Reversal patterns, such as the inverse head and shoulders, signal a potential change in the current trend direction. Continuation patterns, like the bullish flag, indicate a temporary pause in the existing trend before it continues in the same direction.
How important is the overall market trend when using bullish chart patterns?
The overall market trend is important when using bullish chart patterns. Patterns that line up with the broader market trend are generally more reliable. For example, a bullish pattern in an individual stock may be more likely to succeed if the overall market or sector is also in an uptrend.
Can bullish chart patterns be used for day trading as well as swing trading?

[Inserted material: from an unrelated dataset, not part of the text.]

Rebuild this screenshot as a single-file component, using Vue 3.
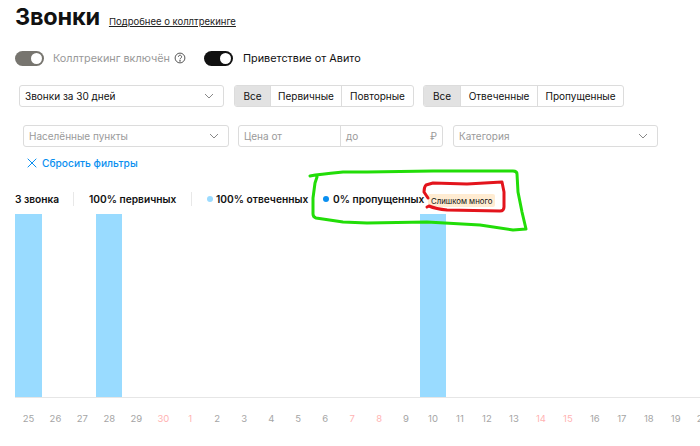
<script setup>
const reds = new Set([30, 1, 7, 8, 14, 15])
const bars = new Set([25, 28, 10])
const days = [25, 26, 27, 28, 29, 30, ...Array.from({ length: 20 }, (_, i) => i + 1)].map((n) => ({
  n,
  red: reds.has(n),
  bar: bars.has(n),
}))
</script>

<template>
  <div class="page">
    <header class="head">
      <h1>Звонки</h1>
      <a class="more">Подробнее о коллтрекинге</a>
    </header>

    <div class="toggles">
      <span class="toggle grey"><i></i></span>
      <span class="tlabel muted">Коллтрекинг включён</span>
      <svg class="help" width="12" height="12" viewBox="0 0 12 12" fill="none" stroke="#555" stroke-width="1">
        <circle cx="6" cy="6" r="4.9" />
        <path d="M4.4 4.8a1.6 1.6 0 1 1 2.5 1.3c-.6.4-.9.6-.9 1.3" />
        <circle cx="6" cy="8.9" r=".4" fill="#555" />
      </svg>
      <span class="toggle dark"><i></i></span>
      <span class="tlabel">Приветствие от Авито</span>
    </div>

    <div class="row r1">
      <div class="select s1">
        <span>Звонки за 30 дней</span>
        <svg class="chev" width="10" height="6" viewBox="0 0 10 6" fill="none" stroke="#888" stroke-width="1"><path d="M1 1l4 4 4-4" /></svg>
      </div>
      <div class="seg g1">
        <span class="on w35">Все</span><span class="w71">Первичные</span><span class="w72">Повторные</span>
      </div>
      <div class="seg g2">
        <span class="on w36">Все</span><span class="w78">Отвеченные</span><span class="w87">Пропущенные</span>
      </div>
    </div>

    <div class="row r2">
      <div class="select s2 ph">
        <span>Населённые пункты</span>
        <svg class="chev" width="10" height="6" viewBox="0 0 10 6" fill="none" stroke="#888" stroke-width="1"><path d="M1 1l4 4 4-4" /></svg>
      </div>
      <div class="range ph">
        <span class="from">Цена от</span>
        <span class="to"><span>до</span><span class="rub">₽</span></span>
      </div>
      <div class="select s3 ph">
        <span>Категория</span>
        <svg class="chev" width="10" height="6" viewBox="0 0 10 6" fill="none" stroke="#888" stroke-width="1"><path d="M1 1l4 4 4-4" /></svg>
      </div>
    </div>

    <div class="reset">
      <svg width="10" height="10" viewBox="0 0 10 10" fill="none" stroke="#0a8ff0" stroke-width="1"><path d="M.7.7l8.6 8.6M9.3.7L.7 9.3" /></svg>
      <span>Сбросить фильтры</span>
    </div>

    <div class="stats">
      <b class="st1">3 звонка</b>
      <span class="div"></span>
      <b class="st2">100% первичных</b>
      <span class="div"></span>
      <span class="dot light"></span>
      <b class="st3">100% отвеченных</b>
      <span class="dot blue"></span>
      <b class="st4">0% пропущенных</b>
      <span class="badge">Слишком много</span>
    </div>

    <div class="chart">
      <div v-for="d in days" :key="d.n" class="col">
        <div class="track"><div v-if="d.bar" class="bar"></div></div>
        <span class="day" :class="{ red: d.red }">{{ d.n }}</span>
      </div>
    </div>

    <svg class="scribble" width="700" height="446" viewBox="0 0 700 446" fill="none" stroke-linecap="round" stroke-linejoin="round">
      <path stroke="#22dd08" stroke-width="3" d="M310 176 C320 174 332 173 343 172 L367 172 L433 171 L513 171 Q517 171 517 174 L518 192 L522 212 L526 229 L513 230 L480 225 L427 222 L367 223 L343 222 L316 218 Q313 217 313 214 L313 198 L315 183 L317 177" />
      <path stroke="#e3141c" stroke-width="3" d="M427 207 L429 206 Q436 209 447 210 L500 211 Q504 211 504 207 L504 192 L502 182 L467 184 L433 183 L426 185 Q424 187 424 192 L428 198" />
    </svg>
  </div>
</template>

<style>
html,
body {
  margin: 0;
  background: #fff;
}
</style>

<style scoped>
.page {
  position: relative;
  width: 700px;
  height: 446px;
  overflow: hidden;
  background: #fff;
  color: #111;
  font-family: Inter, "Noto Sans", sans-serif;
  font-size: 10px;
}
.head {
  display: flex;
  align-items: baseline;
  height: 38px;
  padding-left: 15px;
  box-sizing: border-box;
}
h1 {
  margin: 0;
  font-size: 23.5px;
  line-height: 34px;
  font-weight: 700;
  letter-spacing: -0.2px;
}
.more {
  margin-left: 9px;
  font-size: 9.5px;
  text-decoration: underline;
  color: #222;
}
.toggles {
  display: flex;
  align-items: center;
  height: 16px;
  margin-top: 12px;
  padding-left: 15px;
}
.toggle {
  display: flex;
  justify-content: flex-end;
  align-items: center;
  width: 29px;
  height: 15px;
  padding-right: 2px;
  box-sizing: border-box;
  border-radius: 8px;
}
.toggle i {
  width: 11px;
  height: 11px;
  border-radius: 50%;
  background: #fff;
}
.grey {
  background: #77756f;
}
.dark {
  background: #111;
  margin-left: 18px;
}
.tlabel {
  margin-left: 9px;
  font-size: 10.85px;
}
.dark + .tlabel {
  margin-left: 10px;
}
.muted {
  color: #999;
}
.help {
  margin-left: 4px;
}
.row {
  display: flex;
  height: 22px;
}
.r1 {
  margin-top: 19px;
  padding-left: 19px;
}
.r2 {
  margin-top: 18px;
  padding-left: 23px;
}
.select {
  display: flex;
  justify-content: space-between;
  align-items: center;
  box-sizing: border-box;
  height: 22px;
  padding: 0 9px 0 5px;
  border: 1px solid #dcdcdc;
  border-radius: 3px;
}
.s1 {
  width: 205px;
}
.s2 {
  width: 206px;
}
.s3 {
  width: 205px;
  margin-left: 10px;
}
.ph {
  color: #9a9a9a;
}
.seg {
  display: flex;
  box-sizing: border-box;
  height: 22px;
  border: 1px solid #dcdcdc;
  border-radius: 3px;
  overflow: hidden;
}
.seg span {
  display: flex;
  align-items: center;
  justify-content: center;
  box-sizing: border-box;
  border-left: 1px solid #dcdcdc;
}
.seg span:first-child {
  border-left: 0;
}
.seg .on {
  background: #e2e2e2;
}
.g1 {
  margin-left: 10px;
}
.g2 {
  margin-left: 9px;
}
.w35 {
  width: 35px;
}
.w36 {
  width: 36px;
}
.w71 {
  width: 71px;
}
.w72 {
  width: 72px;
}
.w78 {
  width: 77px;
}
.w87 {
  width: 86px;
}
.range {
  display: flex;
  box-sizing: border-box;
  width: 205px;
  height: 22px;
  margin-left: 9px;
  border: 1px solid #dcdcdc;
  border-radius: 3px;
}
.from {
  display: flex;
  align-items: center;
  box-sizing: border-box;
  width: 102px;
  padding-left: 5px;
  border-right: 1px solid #dcdcdc;
}
.to {
  display: flex;
  flex: 1;
  align-items: center;
  justify-content: space-between;
  padding: 0 5px;
}
.rub {
  font-size: 10px;
}
.reset {
  display: flex;
  align-items: center;
  gap: 5px;
  height: 14px;
  margin-top: 9px;
  padding-left: 27px;
  color: #0a8ff0;
  font-size: 10.2px;
  font-weight: 500;
}
.stats {
  display: flex;
  align-items: center;
  height: 16px;
  margin-top: 21px;
  padding-left: 15px;
  font-size: 10.2px;
}
.stats b {
  font-weight: 600;
  white-space: nowrap;
}
.st1 {
  width: 58px;
}
.st2 {
  width: 102px;
  margin-left: 15px;
}
.st3 {
  width: 92px;
}
.st4 {
  width: 91px;
}
.div {
  width: 1px;
  height: 14px;
  background: #e8e8e8;
}
.dot {
  width: 6px;
  height: 6px;
  border-radius: 50%;
  margin-right: 3px;
}
.light {
  margin-left: 15px;
  background: #9bdbff;
}
.blue {
  margin-left: 15px;
  margin-right: 4px;
  background: #0a8ff0;
}
.badge {
  display: flex;
  align-items: center;
  height: 13px;
  margin-top: 3px;
  margin-left: 4px;
  padding: 0 3px;
  border-radius: 2px;
  background: #ffecd2;
  font-size: 7.8px;
  white-space: nowrap;
}
.chart {
  display: flex;
  margin-top: 7px;
  margin-left: 15px;
}
.col {
  display: flex;
  flex: 0 0 26.97px;
  flex-direction: column;
  align-items: center;
}
.track {
  display: flex;
  align-items: flex-end;
  box-sizing: border-box;
  width: 100%;
  height: 184px;
  border-bottom: 1px solid #e6e6e6;
}
.bar {
  width: 26.5px;
  height: 183px;
  background: #99dbff;
}
.day {
  margin-top: 15px;
  color: #a5a5a5;
  font-size: 9.5px;
}
.red {
  color: #ffb3b3;
}
.scribble {
  position: absolute;
  top: 0;
  left: 0;
  pointer-events: none;
}
</style>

Yes, bullish chart patterns can be used for day trading, although the timeframes and execution may differ. Day traders might look for these patterns on shorter timeframe charts (e.g., 5-minute, 15-minute) and aim to capitalize on smaller price movements within a single trading day. However, the principles of pattern recognition remain similar across different trading styles.
Summary
Remember, while bullish chart patterns can be highly effective, they should be used as part of a well-rounded trading strategy that includes proper risk management and consideration of broader market conditions. By mastering these patterns and integrating them with other analytical tools, swing traders can enhance their ability to identify profitable opportunities and navigate the markets with greater confidence.